My experience is that as I get older I get less certain about many things, not more. I think this is mainly due to experience teaching me about the complexities that can hide below the surface of seemingly simple things. My younger self didn't know this - which is ok as he had other things to do.

So it is possible that you just know yourself better than you did ten years ago, and that's the reason that the simple questions about yourself don't have simple answers anymore.


It's humbling and exciting at the same time. You realize how much there is to know and how little you know. The big realization for me was that you can just decide "this is who I want to be," follow it while ignoring other possibilities, then try something else.

You can opt out of the chaos of possibility and see how far you can go with one path before hopping on another rocket. You can't do all the things, but there is enough time to give full attention to one thing for a while and have time left for quite a few more things. Some people even manage a few things at the same time! I use a software synthesizer made by someone who is somehow a math whiz, programmer, and musician all at once.
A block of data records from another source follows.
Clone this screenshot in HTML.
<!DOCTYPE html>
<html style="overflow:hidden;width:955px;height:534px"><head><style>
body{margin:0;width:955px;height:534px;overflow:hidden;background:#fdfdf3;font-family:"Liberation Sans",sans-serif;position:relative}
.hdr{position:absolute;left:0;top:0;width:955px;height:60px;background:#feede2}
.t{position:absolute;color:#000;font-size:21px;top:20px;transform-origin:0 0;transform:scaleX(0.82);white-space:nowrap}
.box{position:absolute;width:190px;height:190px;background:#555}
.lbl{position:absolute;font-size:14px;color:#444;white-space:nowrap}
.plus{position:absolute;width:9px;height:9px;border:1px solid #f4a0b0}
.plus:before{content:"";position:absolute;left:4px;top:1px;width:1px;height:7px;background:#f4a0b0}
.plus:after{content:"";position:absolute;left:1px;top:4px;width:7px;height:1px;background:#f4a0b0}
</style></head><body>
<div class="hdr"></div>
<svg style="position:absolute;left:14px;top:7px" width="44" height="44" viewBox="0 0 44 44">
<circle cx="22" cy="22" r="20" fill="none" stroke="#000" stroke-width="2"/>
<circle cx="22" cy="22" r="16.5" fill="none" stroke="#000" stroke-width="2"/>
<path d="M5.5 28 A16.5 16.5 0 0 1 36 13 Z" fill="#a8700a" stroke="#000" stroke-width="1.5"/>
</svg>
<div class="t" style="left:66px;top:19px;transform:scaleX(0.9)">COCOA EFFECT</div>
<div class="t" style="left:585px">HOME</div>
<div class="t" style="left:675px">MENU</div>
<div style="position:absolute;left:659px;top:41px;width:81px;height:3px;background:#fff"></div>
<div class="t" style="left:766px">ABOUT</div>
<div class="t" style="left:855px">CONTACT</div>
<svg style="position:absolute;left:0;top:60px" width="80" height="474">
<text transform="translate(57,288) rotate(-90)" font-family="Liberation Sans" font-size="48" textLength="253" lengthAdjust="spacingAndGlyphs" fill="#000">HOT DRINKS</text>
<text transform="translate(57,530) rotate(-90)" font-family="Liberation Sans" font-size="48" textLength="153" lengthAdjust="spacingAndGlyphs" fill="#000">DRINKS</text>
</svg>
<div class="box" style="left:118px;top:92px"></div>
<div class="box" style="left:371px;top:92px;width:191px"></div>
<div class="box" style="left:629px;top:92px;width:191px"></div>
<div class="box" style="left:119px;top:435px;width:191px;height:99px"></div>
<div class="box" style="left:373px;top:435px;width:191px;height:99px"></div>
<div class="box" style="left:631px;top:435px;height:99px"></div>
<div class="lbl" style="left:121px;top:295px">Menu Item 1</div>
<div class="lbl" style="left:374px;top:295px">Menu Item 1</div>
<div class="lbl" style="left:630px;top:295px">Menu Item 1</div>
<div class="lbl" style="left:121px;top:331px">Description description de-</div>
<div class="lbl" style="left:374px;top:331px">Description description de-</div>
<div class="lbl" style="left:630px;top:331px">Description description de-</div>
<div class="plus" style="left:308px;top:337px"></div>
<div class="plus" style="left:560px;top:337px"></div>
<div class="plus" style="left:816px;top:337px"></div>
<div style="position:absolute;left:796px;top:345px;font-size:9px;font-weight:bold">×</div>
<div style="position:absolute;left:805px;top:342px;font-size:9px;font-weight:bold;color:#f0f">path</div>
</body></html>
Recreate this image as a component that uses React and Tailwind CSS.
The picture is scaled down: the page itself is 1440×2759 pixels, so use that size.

I think the article is just stupid "do you know who you are nonsense". I've been a morning person and a night person at and I've had different ambitions and widely personality traits at different intervals of my life. One of the whole point of buddhism is maintaining that we don't have a consistent identity. Claiming that you're smart doesn't make you dumb and practicing humility doesn't make you smart either. The actual smartest people on the planet can be overconfident a$%holes just like that rest of us. Socrates also refused to "play the game" and chose to drink poison over just moving to another city. I'm not sure if that's wisdom, maybe. He chose to act in certain ways and made decisions that reinforced that, as the rest of us do - and the world certainly takes more "kinds" than that to keep moving forward - so whether or not we should show conviction in our personalities or not is, I think, the wrong question to ask.


Same. Especially since the article concerns itself with how others perceive you. WRT to others' perspective, I'm sure I've been a complete asshole, and the sweetest guy ever. I've been an early riser, and a 3rd-shift worker, and both were preferable and natural at different times of life. I've been very overconfident, and very under-confident; extremely introverted, and the life of the party; far too cautious, and far too risk-seeking.

I do however believe there is a deep core, that has not changed one bit since my earliest memories. Those aspects would have little to do with however I may appear, socially.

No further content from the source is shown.